Signoff Evolves From Design-Rule Checking To Yield Analysis

July 24, 2006
IC designers are a lucky bunch. Through many years of semiconductor process evolution, the impact of manufacturing limitations and variations on layout could be encapsulated in relatively simple design rules. Design-rule checking enforced these manufactur

IC designers are a lucky bunch. Through many years of semiconductor process evolution, the impact of manufacturing limitations and variations on layout could be encapsulated in relatively simple design rules. Design-rule checking enforced these manufacturing constraints by comparing a characteristic measurement to a threshold value. Layout patterns would either pass or fail these checks, and failures would be fixed to ensure a DRC-clean manufacturing sign-off. It was a fairly reliable process.

Those were the days.

Along came nanometer process technology, in which increasing rates of silicon failure and longer yield ramps initiated a sea change in how designers deal with process constraints. Designers now find they can no longer adequately describe the effects of process limitations and variations using design rules alone. Most urgently, compliance with design rules no longer always guarantees acceptable yields.

Why?

Simple design-rule checks alone can no longer account for the variety and complexity of situations that occur in nanometer processes. For example, unexpected catastrophic layout failures can arise from layout ‘shorts’ and ‘opens’ due to random defects. Further, lithography limitations can cause bridging and pinching.

To ensure high yields when using nanometer process technology, designers require new information and new levels of judgment that go beyond design-rule checking to yield analysis. They need new ways to assess the quality of their designs in light of the more complex process constraints and larger process variations they now face. They need new ways to see the impact these constraints and variations have on the quality of their designs. Finally, they need a new kind of work environment that allows them to understand which of these effects is the most important to address during the process of improving design quality.

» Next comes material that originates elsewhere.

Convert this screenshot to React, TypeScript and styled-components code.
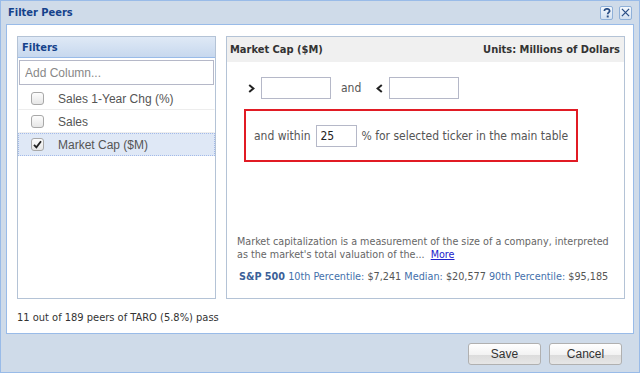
import React from "react";
import styled, { createGlobalStyle } from "styled-components";

const Global = createGlobalStyle`
  html, body { margin: 0; padding: 0; }
  body {
    width: 640px;
    height: 373px;
    overflow: hidden;
    font-family: "DejaVu Sans Condensed", "DejaVu Sans", sans-serif;
  }
`;

const filters = [
  { label: "Sales 1-Year Chg (%)", checked: false },
  { label: "Sales", checked: false },
  { label: "Market Cap ($M)", checked: true },
];

const App: React.FC = () => {
  return (
    <>
      <Global />
      <Window>
        <TitleBar>
          <Title>Filter Peers</Title>
          <Tools>
            <ToolButton>
              <svg width="8" height="10" viewBox="0 0 9 11">
                <path d="M1.5 3.2 C1.5 1.5 3 0.8 4.5 0.8 C6.3 0.8 7.5 1.8 7.5 3.2 C7.5 4.8 5.3 5 5.3 6.8" fill="none" stroke="#2a4e85" strokeWidth="2" />
                <rect x="4.2" y="8.3" width="2.2" height="2.2" fill="#2a4e85" />
              </svg>
            </ToolButton>
            <ToolButton>
              <svg width="9" height="9" viewBox="0 0 10 10">
                <path d="M1 1 L9 9 M9 1 L1 9" stroke="#2a4e85" strokeWidth="1.4" />
              </svg>
            </ToolButton>
          </Tools>
        </TitleBar>
        <Body>
          <Panels>
            <LeftPanel>
              <PanelHeader>Filters</PanelHeader>
              <AddColumn placeholder="Add Column..." />
              <List>
                {filters.map((f) => (
                  <Row key={f.label} $selected={f.checked}>
                    <Check>
                      {f.checked && (
                        <svg width="9" height="9" viewBox="0 0 9 9">
                          <path d="M1 4.8 L3.4 7.4 L8 1.2" fill="none" stroke="#222" strokeWidth="1.8" />
                        </svg>
                      )}
                    </Check>
                    <RowLabel>{f.label}</RowLabel>
                  </Row>
                ))}
              </List>
            </LeftPanel>
            <RightPanel>
              <DetailHeader>
                <span>Market Cap ($M)</span>
                <span>Units: Millions of Dollars</span>
              </DetailHeader>
              <DetailBody>
                <RangeRow>
                  <Chevron>
                    <svg width="7" height="9" viewBox="0 0 7 9">
                      <path d="M1.2 1 L5.4 4.5 L1.2 8" fill="none" stroke="#222" strokeWidth="2" />
                    </svg>
                  </Chevron>
                  <ValueInput />
                  <Word>and</Word>
                  <Chevron>
                    <svg width="7" height="9" viewBox="0 0 7 9">
                      <path d="M5.8 1 L1.6 4.5 L5.8 8" fill="none" stroke="#222" strokeWidth="2" />
                    </svg>
                  </Chevron>
                  <ValueInput />
                </RangeRow>
                <WithinBox>
                  <span>and within</span>
                  <PercentInput defaultValue="25" />
                  <span>% for selected ticker in the main table</span>
                </WithinBox>
                <Spacer />
                <Description>
                  Market capitalization is a measurement of the size of a company, interpreted
                  <br />
                  as the market's total valuation of the...&nbsp; <MoreLink>More</MoreLink>
                </Description>
                <Stats>
                  <Index>S&amp;P 500</Index> <StatLabel>10th Percentile:</StatLabel>{" "}
                  <StatValue>$7,241</StatValue> <StatLabel>Median:</StatLabel>{" "}
                  <StatValue>$20,577</StatValue> <StatLabel>90th Percentile:</StatLabel>{" "}
                  <StatValue>$95,185</StatValue>
                </Stats>
              </DetailBody>
            </RightPanel>
          </Panels>
          <Status>11 out of 189 peers of TARO (5.8%) pass</Status>
        </Body>
        <Footer>
          <Button>Save</Button>
          <Button>Cancel</Button>
        </Footer>
      </Window>
    </>
  );
};

const Window = styled.div`
  box-sizing: border-box;
  width: 640px;
  height: 373px;
  border: 1px solid #99bbe8;
  background: #cfdbe9;
  display: flex;
  flex-direction: column;
  padding: 0 5px 0 5px;
`;

const TitleBar = styled.div`
  height: 23px;
  display: flex;
  align-items: center;
  justify-content: space-between;
  padding: 0 2px 0 2px;
`;

const Title = styled.div`
  font-family: "DejaVu Sans Condensed", "DejaVu Sans", sans-serif;
  font-weight: bold;
  font-size: 11px;
  color: #15428b;
`;

const Tools = styled.div`
  display: flex;
  gap: 6px;
`;

const ToolButton = styled.div`
  box-sizing: border-box;
  width: 13px;
  height: 14px;
  border: 1px solid #8fb0d8;
  border-radius: 2px;
  background: linear-gradient(#f4f8fd, #d3e1f1);
  display: flex;
  align-items: center;
  justify-content: center;
`;

const Body = styled.div`
  box-sizing: border-box;
  height: 310px;
  background: #fff;
  border: 1px solid #99bbe8;
  padding: 11px 8px 0 10px;
  display: flex;
  flex-direction: column;
`;

const Panels = styled.div`
  display: flex;
  gap: 10px;
  height: 263px;
`;

const LeftPanel = styled.div`
  box-sizing: border-box;
  width: 199px;
  flex-shrink: 0;
  border: 1px solid #b4c3d6;
  display: flex;
  flex-direction: column;
`;

const PanelHeader = styled.div`
  height: 20px;
  line-height: 21px;
  padding-left: 4px;
  font-family: "DejaVu Sans Condensed", "DejaVu Sans", sans-serif;
  font-weight: bold;
  font-size: 11px;
  color: #15428b;
  background: linear-gradient(#dfe9f6, #c7d8ee);
  border-bottom: 1px solid #99bbe8;
`;

const AddColumn = styled.input`
  box-sizing: border-box;
  margin: 2px 1px 0 1px;
  height: 25px;
  border: 1px solid #b5b8c8;
  padding: 0 5px;
  font-family: "Liberation Sans", Arial, sans-serif;
  font-size: 12px;
  outline: none;
  &::placeholder {
    color: #888;
  }
`;

const List = styled.div`
  display: flex;
  flex-direction: column;
  margin-top: 2px;
`;

const Row = styled.div<{ $selected: boolean }>`
  box-sizing: border-box;
  height: 23px;
  display: flex;
  align-items: center;
  padding-left: 12px;
  background: ${(p) => (p.$selected ? "#dfe8f6" : "#fff")};
  border: 1px dotted ${(p) => (p.$selected ? "#a3bae9" : "transparent")};
  border-bottom: 1px ${(p) => (p.$selected ? "dotted #a3bae9" : "solid #ededed")};
`;

const Check = styled.div`
  box-sizing: border-box;
  width: 13px;
  height: 13px;
  border: 1px solid #a8a8a8;
  border-radius: 3px;
  background: linear-gradient(#fdfdfd, #e6e6e6);
  display: flex;
  align-items: center;
  justify-content: center;
`;

const RowLabel = styled.span`
  margin-left: 14px;
  font-family: "Liberation Sans", Arial, sans-serif;
  font-size: 12px;
  color: #555;
`;

const RightPanel = styled.div`
  box-sizing: border-box;
  flex: 1;
  min-width: 0;
  border: 1px solid #b4c3d6;
  display: flex;
  flex-direction: column;
`;

const DetailHeader = styled.div`
  height: 25px;
  background: #f0f0f0;
  display: flex;
  align-items: center;
  justify-content: space-between;
  padding: 0 4px 0 3px;
  font-weight: bold;
  font-size: 11px;
  color: #333;
`;

const DetailBody = styled.div`
  flex: 1;
  display: flex;
  flex-direction: column;
  padding: 15px 10px 15px 10px;
  font-size: 12px;
  color: #555;
`;

const RangeRow = styled.div`
  display: flex;
  align-items: center;
  padding-left: 11px;
`;

const Chevron = styled.span`
  display: flex;
  width: 13px;
`;

const ValueInput = styled.input`
  box-sizing: border-box;
  width: 70px;
  height: 22px;
  border: 1px solid #b5b8c8;
  outline: none;
`;

const Word = styled.span`
  margin: 0 15px 0 10px;
`;

const WithinBox = styled.div`
  box-sizing: border-box;
  margin: 10px 0 0 7px;
  width: 334px;
  height: 53px;
  border: 2px solid #e11b24;
  display: flex;
  align-items: center;
  padding-left: 8px;
  gap: 5px;
`;

const PercentInput = styled.input`
  box-sizing: border-box;
  width: 41px;
  height: 22px;
  border: 1px solid #b5b8c8;
  padding: 0 4px;
  font-family: "DejaVu Sans Condensed", "DejaVu Sans", sans-serif;
  font-size: 12px;
  color: #222;
  outline: none;
`;

const Spacer = styled.div`
  flex: 1;
`;

const Description = styled.div`
  line-height: 13px;
  color: #666;
  font-size: 10.7px;
  white-space: nowrap;
`;

const MoreLink = styled.a`
  color: #2222cc;
  text-decoration: underline;
  cursor: pointer;
`;

const Stats = styled.div`
  margin: 9px 0 0 2px;
  font-size: 10.75px;
  white-space: nowrap;
`;

const Index = styled.span`
  font-weight: bold;
  color: #3b5f98;
`;

const StatLabel = styled.span`
  color: #4470ab;
`;

const StatValue = styled.span`
  color: #555;
`;

const Status = styled.div`
  margin-top: 12px;
  font-size: 11px;
  color: #333;
`;

const Footer = styled.div`
  flex: 1;
  display: flex;
  justify-content: flex-end;
  align-items: flex-start;
  gap: 8px;
  padding: 9px 12px 0 0;
`;

const Button = styled.button`
  box-sizing: border-box;
  width: 73px;
  height: 22px;
  border: 1px solid #b0b0b0;
  border-radius: 3px;
  background: linear-gradient(#ffffff 0%, #f2f2f2 55%, #dcdcdc 56%, #e6e6e6 100%);
  font-family: "Liberation Sans", Arial, sans-serif;
  font-size: 12px;
  color: #333;
  padding: 0;
`;

export default App;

Today EDA vendors are hard at work extending the range of tools available to designers to address the challenges of nanometer manufacturing signoff.

First, design-rule checking now incorporates statistical yield modeling, rather than just threshold comparison. Layout database characteristics can now be extracted and represented as statistical distributions. Designers gain insight into the range of results in comparison to both compliance thresholds and recommended rule values. Yield models applied to these results prioritize them by providing the designer with a design quality score. Finally, new visualization tools allow a designer to select the highest priority result and work on it in his or her preferred layout environment.

Next, designers can now apply two advanced analytical techniques—critical-area analysis and litho-friendly design checking—during signoff to improve design quality and design robustness.

Critical-area analysis enables the designer to understand a layout’s sensitivity to a range of defect sizes. It also provides an estimate of cumulative particle yield impact by combining layout sensitivity with actual particle size distributions expected during manufacture.

Litho-friendly design checking transforms the complexities of the lithography process into simple DRC-like results that guide designers to weak points in the layout. These weak points represent portions of the layout at risk of bridging or pinching due to variations in the lithography process.

Finally, designers will soon be able to combine the results of all four of these techniques—design-rule checking, statistical yield modeling, critical area analysis and litho-friendly design checking—to arrive at a comprehensive picture of design quality.

Integrated circuit designers are a lucky bunch. While the risks associated with manufacturing sign-off have increased markedly with the onset of nanometer process technology, design rule checking has evolved to yield analysis, enabling designers to meet these new challenges and achieve high quality, production-worthy designs.